No random internal meetings at odd hours scattered throughout the day. No surprise meetings at the client’s behest. No longer fighting against time, or each other. No longer just surviving a list of “deliverables”. Invisible structures give us an established cadence, a way of communicating with clarity and efficiency, a welcome predictability in the things that should be predictable—those are the invisible structures we want in place to let great work happen.

And that’s when it happens. We have the freedom to think again. Ideas start to flow freely. I’m actually happy to see you and riff with you. Playfulness comes back into our work. And we get to feel more human again in this job we have designing for lots of other humans.

Making It Happen

I’ve seen this work on projects of all sizes, regardless of industry, regardless of who you’re designing for. And it’s also meant to work for you in a solo situation or if you find yourself on a 200-person team.

I have been working in service design for over a decade now, and it’s the role that I play at Fjord and Accenture. For anyone who has ever made a journey map, you know that it’s all about starting with one-on-one interviews, putting pain points on sticky notes, bucketing things into logical groupings, and then working with a bunch of people to come up with solutions.

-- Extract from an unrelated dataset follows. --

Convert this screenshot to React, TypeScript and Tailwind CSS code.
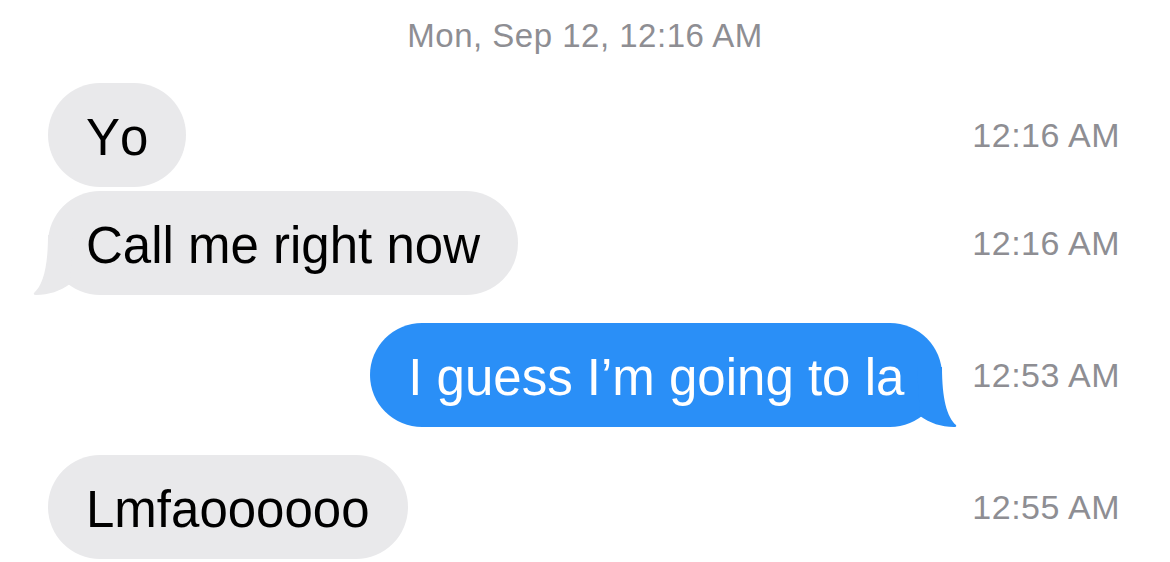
const messages = [
  { text: 'Yo', time: '12:16 AM', mine: false, tail: false, gap: 'mt-[27px]' },
  { text: 'Call me right now', time: '12:16 AM', mine: false, tail: true, gap: 'mt-[4px]' },
  { text: 'I guess I’m going to la', time: '12:53 AM', mine: true, tail: true, gap: 'mt-[28px]' },
  { text: 'Lmfaoooooo', time: '12:55 AM', mine: false, tail: false, gap: 'mt-[28px]' },
];

function Tail({ mine }: { mine: boolean }) {
  const path = 'M15 0 C15 32 10 50 1 58 Q0 60 3 60 C16 60 27 56 37 49 L40 0 Z';
  return (
    <svg
      width="45"
      height="60"
      viewBox="0 0 45 60"
      className={mine ? 'absolute bottom-0 right-[-15px]' : 'absolute bottom-0 left-[-15px]'}
    >
      {mine ? (
        <g transform="translate(45,0) scale(-1,1)">
          <path d={path} fill="#2a8ff7" />
        </g>
      ) : (
        <path d={path} fill="#e9e9eb" />
      )}
    </svg>
  );
}

export default function App() {
  return (
    <div className="w-[1170px] h-[562px] bg-white overflow-hidden font-['Liberation_Sans',Arial,sans-serif]">
      <div className="pt-[16px] text-center text-[33px] leading-[40px] tracking-[0.5px] text-[#8e8e93]">
        Mon, Sep 12, 12:16 AM
      </div>

      {messages.map((m, i) => (
        <div key={i} className={`flex items-center pl-[48px] pr-[50px] ${m.gap}`}>
          <div className={`flex flex-1 ${m.mine ? 'justify-end' : 'justify-start'}`}>
            <div
              className={`relative flex h-[104px] items-center rounded-full px-[38px] pt-[4px] text-[51px] leading-[55px] [font-kerning:none] ${
                m.mine ? 'bg-[#2a8ff7] text-white' : 'bg-[#e9e9eb] text-black'
              }`}
            >
              {m.tail && <Tail mine={m.mine} />}
              <span className="relative whitespace-nowrap">{m.text}</span>
            </div>
          </div>
          <div className="ml-[30px] whitespace-nowrap text-[34px] leading-[40px] tracking-[0.5px] text-[#8e8e93]">
            {m.time}
          </div>
        </div>
      ))}
    </div>
  );
}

This is exactly how these new ways of working came to be. We understood some basic truths, committed to a core set of guiding principles, and worked to ensure that the solutions we came up with felt real and felt achievable. Most importantly, it had to be human and it had to be designed for the people who would be living the realties of this project every day.

Great teams and great work happens when we start from a place of truth and principle. Fight the good fight to make it happen.